● **Challenge**: The listing below should be printed exactly, every line of it. Skip the pictures.

● **Data excerpt**:
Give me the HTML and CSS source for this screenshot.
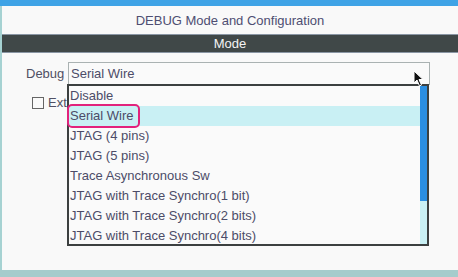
FILE: index.html
```html
<!DOCTYPE html>
<html>
<head>
<meta charset="utf-8">
<link rel="stylesheet" href="styles.css">
</head>
<body>
<div class="topbar"></div>
<div class="panel">
  <div class="title">DEBUG Mode and Configuration</div>
  <div class="modebar">Mode</div>
  <div class="content">
    <div class="row">
      <span class="label">Debug</span>
      <div class="select">
        <span class="value">Serial Wire</span>
        <div class="dropdown">
          <div class="item">Disable</div>
          <div class="item selected"><span class="focus">Serial Wire</span></div>
          <div class="item">JTAG (4 pins)</div>
          <div class="item">JTAG (5 pins)</div>
          <div class="item">Trace Asynchronous Sw</div>
          <div class="item">JTAG with Trace Synchro(1 bit)</div>
          <div class="item">JTAG with Trace Synchro(2 bits)</div>
          <div class="item">JTAG with Trace Synchro(4 bits)</div>
          <div class="scrollbar"><div class="thumb"></div></div>
        </div>
        <svg class="cursor" width="12" height="18" viewBox="0 0 12 18">
          <path d="M1 1 L1 13 L4 10 L6.5 16 L8.5 15 L6 9.5 L10 9.5 Z" fill="#111" stroke="#fff" stroke-width="1"/>
        </svg>
      </div>
    </div>
    <div class="check-row">
      <span class="checkbox"></span>
      <span class="check-label">Ext</span>
    </div>
  </div>
</div>
<div class="bottombar"></div>
</body>
</html>
```
FILE: styles.css
```css
html, body {
  margin: 0;
  padding: 0;
}
body {
  width: 458px;
  height: 277px;
  overflow: hidden;
  background: #f9f9f9;
  font-family: "Liberation Sans", Arial, sans-serif;
  font-size: 13px;
  color: #4c4c68;
}
.topbar {
  height: 6px;
  background: #3fa3e6;
}
.panel {
  height: 264px;
  border-left: 2px solid #a6d2d2;
  display: flex;
  flex-direction: column;
}
.title {
  height: 28px;
  line-height: 29px;
  text-align: center;
  color: #4e4e72;
}
.modebar {
  height: 17px;
  line-height: 18px;
  background: #404848;
  border-top: 1px solid #8a96a4;
  border-bottom: 1px solid #8a96a4;
  color: #f4f4f4;
  text-align: center;
}
.content {
  padding-top: 9px;
  position: relative;
}
.row {
  display: flex;
  align-items: flex-start;
  gap: 4px;
}
.label {
  width: 38px;
  margin-left: 24px;
  line-height: 23px;
  color: #505064;
}
.select {
  position: relative;
  width: 360px;
  height: 22px;
  border: 1px solid #aab2b2;
  border-bottom: none;
  background: #fafafa;
  z-index: 2;
}
.value {
  display: block;
  padding-left: 2px;
  line-height: 22px;
}
.dropdown {
  position: absolute;
  top: 21px;
  left: -2px;
  width: 358px;
  height: 158px;
  border: 2px solid #3c4040;
  background: #fafafa;
}
.item {
  height: 20px;
  line-height: 20px;
  padding-left: 1px;
  white-space: nowrap;
}
.item.selected {
  background: #c9f0f4;
}
.focus {
  display: inline-block;
  height: 20px;
  line-height: 20px;
  margin-left: -1px;
  padding: 0 4px 0 1px;
  outline: 2px solid #e2227c;
  outline-offset: 0;
  border-radius: 3px;
  vertical-align: top;
}
.scrollbar {
  position: absolute;
  top: 0;
  right: 0;
  bottom: 0;
  width: 7px;
  background: #c9f0f4;
}
.thumb {
  height: 115px;
  background: #2a8ee2;
}
.cursor {
  position: absolute;
  left: 344px;
  top: 7px;
  z-index: 3;
}
.check-row {
  display: flex;
  align-items: center;
  gap: 4px;
  margin-top: 10px;
  margin-left: 30px;
}
.checkbox {
  width: 10px;
  height: 10px;
  border: 1px solid #666;
  background: #fafafa;
}
.check-label {
  color: #505064;
}
.bottombar {
  height: 7px;
  background: #a6cccc;
}
```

● **Problem solution**:
Give me the HTML and CSS source for this screenshot.
FILE: index.html
```html
<!DOCTYPE html>
<html>
<head>
<meta charset="utf-8">
<link rel="stylesheet" href="styles.css">
</head>
<body>
<div class="topbar"></div>
<div class="panel">
  <div class="title">DEBUG Mode and Configuration</div>
  <div class="modebar">Mode</div>
  <div class="content">
    <div class="row">
      <span class="label">Debug</span>
      <div class="select">
        <span class="value">Serial Wire</span>
        <div class="dropdown">
          <div class="item">Disable</div>
          <div class="item selected"><span class="focus">Serial Wire</span></div>
          <div class="item">JTAG (4 pins)</div>
          <div class="item">JTAG (5 pins)</div>
          <div class="item">Trace Asynchronous Sw</div>
          <div class="item">JTAG with Trace Synchro(1 bit)</div>
          <div class="item">JTAG with Trace Synchro(2 bits)</div>
          <div class="item">JTAG with Trace Synchro(4 bits)</div>
          <div class="scrollbar"><div class="thumb"></div></div>
        </div>
        <svg class="cursor" width="12" height="18" viewBox="0 0 12 18">
          <path d="M1 1 L1 13 L4 10 L6.5 16 L8.5 15 L6 9.5 L10 9.5 Z" fill="#111" stroke="#fff" stroke-width="1"/>
        </svg>
      </div>
    </div>
    <div class="check-row">
      <span class="checkbox"></span>
      <span class="check-label">Ext</span>
    </div>
  </div>
</div>
<div class="bottombar"></div>
</body>
</html>
```
FILE: styles.css
```css
html, body {
  margin: 0;
  padding: 0;
}
body {
  width: 458px;
  height: 277px;
  overflow: hidden;
  background: #f9f9f9;
  font-family: "Liberation Sans", Arial, sans-serif;
  font-size: 13px;
  color: #4c4c68;
}
.topbar {
  height: 6px;
  background: #3fa3e6;
}
.panel {
  height: 264px;
  border-left: 2px solid #a6d2d2;
  display: flex;
  flex-direction: column;
}
.title {
  height: 28px;
  line-height: 29px;
  text-align: center;
  color: #4e4e72;
}
.modebar {
  height: 17px;
  line-height: 18px;
  background: #404848;
  border-top: 1px solid #8a96a4;
  border-bottom: 1px solid #8a96a4;
  color: #f4f4f4;
  text-align: center;
}
.content {
  padding-top: 9px;
  position: relative;
}
.row {
  display: flex;
  align-items: flex-start;
  gap: 4px;
}
.label {
  width: 38px;
  margin-left: 24px;
  line-height: 23px;
  color: #505064;
}
.select {
  position: relative;
  width: 360px;
  height: 22px;
  border: 1px solid #aab2b2;
  border-bottom: none;
  background: #fafafa;
  z-index: 2;
}
.value {
  display: block;
  padding-left: 2px;
  line-height: 22px;
}
.dropdown {
  position: absolute;
  top: 21px;
  left: -2px;
  width: 358px;
  height: 158px;
  border: 2px solid #3c4040;
  background: #fafafa;
}
.item {
  height: 20px;
  line-height: 20px;
  padding-left: 1px;
  white-space: nowrap;
}
.item.selected {
  background: #c9f0f4;
}
.focus {
  display: inline-block;
  height: 20px;
  line-height: 20px;
  margin-left: -1px;
  padding: 0 4px 0 1px;
  outline: 2px solid #e2227c;
  outline-offset: 0;
  border-radius: 3px;
  vertical-align: top;
}
.scrollbar {
  position: absolute;
  top: 0;
  right: 0;
  bottom: 0;
  width: 7px;
  background: #c9f0f4;
}
.thumb {
  height: 115px;
  background: #2a8ee2;
}
.cursor {
  position: absolute;
  left: 344px;
  top: 7px;
  z-index: 3;
}
.check-row {
  display: flex;
  align-items: center;
  gap: 4px;
  margin-top: 10px;
  margin-left: 30px;
}
.checkbox {
  width: 10px;
  height: 10px;
  border: 1px solid #666;
  background: #fafafa;
}
.check-label {
  color: #505064;
}
.bottombar {
  height: 7px;
  background: #a6cccc;
}
```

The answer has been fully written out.